Memory Loss: Forgetting

Forgetting is the loss or failure of memory. Hermann Ebbinghaus studied the relationship between ease of relearning (called savings) and the time between learning and relearning, which he expressed as a forgetting curve (Figure ). He found that most forgetting occurs during the first nine hours after learning.




Figure 1

The Forgetting Curve


Practice, both massed and distributed over time, also affects relearning forgotten material. Ebbinghaus also found that the more an individual rehearses a list of syllables, the better the syllables are recalled. (And as would be expected, given the primacy and recency effects, syllables near the beginning or end of a list are recalled best.) When graphed, the effect of practice results in a U‐shaped curve.

Measures of retention. Memories may be retrieved in three ways.

  • recall: remembering of previously learned information
  • free recall: recall of items in any order

  • serial recall: recall of items in the order in which they were learned

  • paired associate recall: recall of a second item based on a cue supplied by a first item

  • recognition: identification of previously learned information (as, for example from a number of answer choices in a multiple‐choice test)

  • reconstruction: rebuilding of a scenario from certain remembered details

Reasons for forgetting

  • Decay is loss of information from memory as a consequence of die passage of time and lack of use. It has been suggested that memory is stored in memory traces, which disappear when not used for a long time.

  • Interference is the confusion of one piece of information with another or the suppression of one in favor of another that was processed about the same time (as might happen, for example, if a student takes a Spanish lesson one period and a French lesson the next).

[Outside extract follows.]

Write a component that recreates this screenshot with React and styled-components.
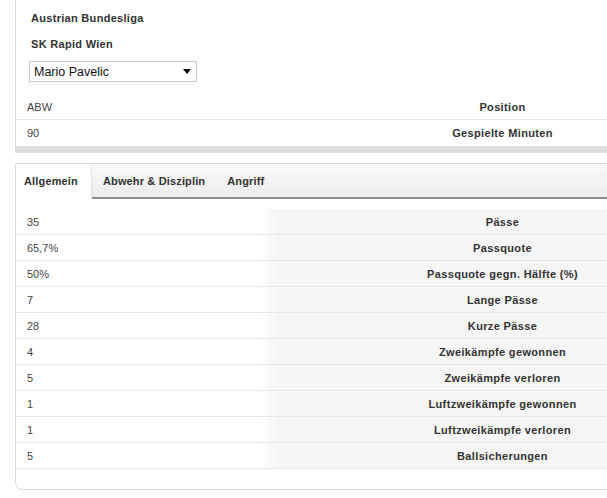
import React from "react";
import styled, { createGlobalStyle } from "styled-components";

const stats = [
  ["35", "Pässe"],
  ["65,7%", "Passquote"],
  ["50%", "Passquote gegn. Hälfte (%)"],
  ["7", "Lange Pässe"],
  ["28", "Kurze Pässe"],
  ["4", "Zweikämpfe gewonnen"],
  ["5", "Zweikämpfe verloren"],
  ["1", "Luftzweikämpfe gewonnen"],
  ["1", "Luftzweikämpfe verloren"],
  ["5", "Ballsicherungen"],
];

const tabs = ["Allgemein", "Abwehr & Disziplin", "Angriff"];

export default function App() {
  return (
    <Page>
      <GlobalStyle />
      <Top>
        <Heading>Austrian Bundesliga</Heading>
        <Heading>SK Rapid Wien</Heading>
        <SelectBox>
          <span>Mario Pavelic</span>
          <svg width="8" height="5" viewBox="0 0 8 5">
            <path d="M0 0 L8 0 L4 5 Z" fill="#000" />
          </svg>
        </SelectBox>
        <InfoTable>
          <Row>
            <Value>ABW</Value>
            <Label>Position</Label>
          </Row>
          <Row $noLine>
            <Value>90</Value>
            <Label>Gespielte Minuten</Label>
          </Row>
        </InfoTable>
        <Band />
      </Top>
      <StatsPanel>
        <TabBar>
          {tabs.map((t, i) => (
            <Tab key={t} $active={i === 0}>
              {t}
            </Tab>
          ))}
          <TabFill />
        </TabBar>
        <StatsTable>
          {stats.map(([v, l], i) => (
            <Row key={i}>
              <Value>{v}</Value>
              <Label $shaded>{l}</Label>
            </Row>
          ))}
        </StatsTable>
      </StatsPanel>
    </Page>
  );
}

const GlobalStyle = createGlobalStyle`
  body {
    margin: 0;
    background: #fff;
    font-family: "Liberation Sans", Arial, sans-serif;
    overflow: hidden;
  }
`;

const Page = styled.div`
  width: 731px;
  margin-left: 15px;
`;

const Top = styled.div`
  border-left: 1px solid #dcdcdc;
  padding-top: 11px;
`;

const Heading = styled.div`
  font-size: 11px;
  font-weight: bold;
  letter-spacing: 0.3px;
  color: #333;
  line-height: 14px;
  padding-left: 15px;
  margin-bottom: 12px;
`;

const SelectBox = styled.div`
  margin-left: 13px;
  margin-top: -2px;
  width: 157px;
  height: 19px;
  border: 1px solid #c8c8c8;
  display: flex;
  align-items: center;
  justify-content: space-between;
  padding: 0 5px 0 4px;
  font-size: 12.5px;
  color: #111;
  background: #fff;
`;

const InfoTable = styled.div`
  margin-top: 12px;
`;

const Row = styled.div`
  display: flex;
  height: 26px;
  align-items: stretch;
  border-bottom: ${(p) => (p.$noLine ? "none" : "1px solid #e8e8e8")};
  box-sizing: border-box;
`;

const Value = styled.div`
  box-sizing: border-box;
  width: 243px;
  padding-left: 11px;
  display: flex;
  align-items: center;
  font-size: 11px;
  color: #444;
`;

const Label = styled.div`
  flex: 1;
  display: flex;
  align-items: center;
  justify-content: center;
  font-size: 11px;
  font-weight: bold;
  letter-spacing: 0.35px;
  color: #333;
  background: ${(p) =>
    p.$shaded ? "linear-gradient(to right, #fff, #f6f6f6 20px, #f6f6f6)" : "transparent"};
`;

const Band = styled.div`
  height: 7px;
  background: #dedede;
`;

const StatsPanel = styled.div`
  margin-top: 10px;
  border-top: 1px solid #dcdcdc;
  border-left: 1px solid #dcdcdc;
  border-bottom: 1px solid #dcdcdc;
  border-bottom-left-radius: 7px;
  padding-bottom: 20px;
`;

const TabBar = styled.div`
  display: flex;
  height: 35px;
`;

const Tab = styled.div`
  display: flex;
  align-items: center;
  padding: 0 11px;
  font-size: 11px;
  font-weight: bold;
  letter-spacing: 0.15px;
  color: #333;
  background: ${(p) => (p.$active ? "#fff" : "linear-gradient(#fafafa, #ececec)")};
  border-right: ${(p) => (p.$active ? "1px solid #e4e4e4" : "none")};
  border-bottom: 2px solid ${(p) => (p.$active ? "#fff" : "#8a8a8a")};
  &:first-child {
    padding-left: 8px;
    padding-right: 13px;
  }
`;

const TabFill = styled.div`
  flex: 1;
  background: linear-gradient(#fafafa, #ececec);
  border-bottom: 2px solid #8a8a8a;
`;

const StatsTable = styled.div`
  margin-top: 10px;
`;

  • Proactive interference occurs if previously learned material interferes with learning of new material.
  • Retroactive interference occurs if learning of new material interferes with the ability to recall previously learned material.
  • Amnesia is the inability to remember events from the past because of a psychological trauma ( psychogenic amnesia) or a physiological trauma ( organic amnesia), such as brain damage resulting from a blow to the head. The memory loss is usually limited to a specific period.
  • Retrograde amnesia is the inability to remember happenings that preceded the traumatic event producing the amnesia.

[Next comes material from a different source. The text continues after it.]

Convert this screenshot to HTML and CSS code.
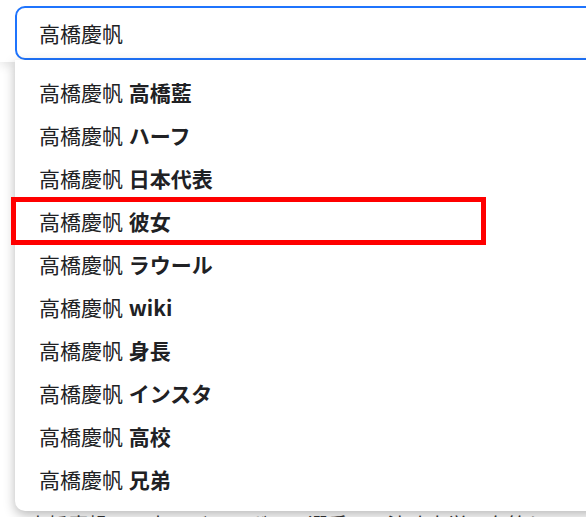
FILE: index.html
```html
<!DOCTYPE html>
<html lang="ja">
<head>
    <meta charset="UTF-8">
    <meta name="viewport" content="width=device-width, initial-scale=1.0">
    <title>高橋慶帆 - 検索</title>
    <link rel="stylesheet" href="styles.css">
</head>
<body>
    <header class="top-bar">
        <div class="search-box">
            <span class="query">高橋慶帆</span>
        </div>
    </header>

    <!-- Suggestions dropdown -->
    <ul class="suggest-list">
        <li class="suggest-item">高橋慶帆 <b>高橋藍</b></li>
        <li class="suggest-item">高橋慶帆 <b>ハーフ</b></li>
        <li class="suggest-item">高橋慶帆 <b>日本代表</b></li>
        <li class="suggest-item marked">高橋慶帆 <b>彼女</b></li>
        <li class="suggest-item">高橋慶帆 <b>ラウール</b></li>
        <li class="suggest-item">高橋慶帆 <b>wiki</b></li>
        <li class="suggest-item">高橋慶帆 <b>身長</b></li>
        <li class="suggest-item">高橋慶帆 <b>インスタ</b></li>
        <li class="suggest-item">高橋慶帆 <b>高校</b></li>
        <li class="suggest-item">高橋慶帆 <b>兄弟</b></li>
    </ul>

    <main class="content">
        <p>高橋慶帆は日本のバレーボール選手で、法政大学に在籍している。</p>
    </main>
</body>
</html>
```

FILE: styles.css
```css
body {
    margin: 0;
    font-family: "Noto Sans CJK JP", "Noto Sans", sans-serif;
    color: #202124;
    background: #fff;
    overflow: hidden;
    position: relative;
    height: 100vh;
}

.top-bar {
    height: 62px;
    padding: 6px 0 0 15px;
    box-sizing: border-box;
    box-shadow: 0 3px 10px rgba(0, 0, 0, 0.12);
    overflow: hidden;
}

.search-box {
    width: 640px;
    height: 54px;
    box-sizing: border-box;
    border: 2px solid #1f74fd;
    border-radius: 10px;
    padding-left: 22px;
    display: flex;
    align-items: center;
}

.query {
    font-size: 21px;
}

.suggest-list {
    list-style: none;
    margin: 0;
    position: absolute;
    top: 60px;
    left: 15px;
    width: 640px;
    padding: 11px 0 10px;
    background: #fff;
    border-radius: 0 0 10px 10px;
    box-shadow: 0 4px 12px rgba(0, 0, 0, 0.28);
    z-index: 2;
}

.suggest-item {
    position: relative;
    height: 43px;
    line-height: 43px;
    padding-left: 24px;
    font-size: 21px;
    white-space: nowrap;
}

.suggest-item b {
    font-weight: 700;
    margin-left: 1px;
}

/* red annotation frame */
.suggest-item.marked::after {
    content: "";
    position: absolute;
    left: -4px;
    top: -3px;
    width: 475px;
    height: 48px;
    box-sizing: border-box;
    border: 5px solid #f00;
}

.content {
    padding: 448px 0 0 28px;
}

.content p {
    margin: 0;
    font-size: 20px;
    white-space: nowrap;
    color: #333;
}
```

  • Anterograde amnesia is the inability to remember happenings that occur after a traumatic event.

  • People sometimes forget things because they find them too unpleasant to think about. Such an occurrence is called motivated forgetting. Sigmund Freud attributed many memory failures, particularly involving painful childhood experiences, to repression (the process of keeping disturbing thoughts or feelings relegated to the unconscious). The repressed material can sometimes be recalled through free association or hypnosis. The recovery of supposedly repressed memories, such as those of childhood sexual abuse, is controversial. Some psychologists, such as Elizabeth Loftus, have called some of the recovered information false memories and suggested that sometimes such information has been implanted by the client's therapist.

Eyewitness testimony. Eyewitness testimony is the courtroom recall of a real‐life situation. Studies have shown that eyewitnesses sometimes recall events incorrectly or identify the wrong people. In addition, memories may be embellished after the fact, particularly if a person has a stake in the outcome, but although the memories seemingly improve with time, they may be less rather than more accurate. The reliability of such embellished memories is controversial as is the use of hypnosis to improve memory retrieval.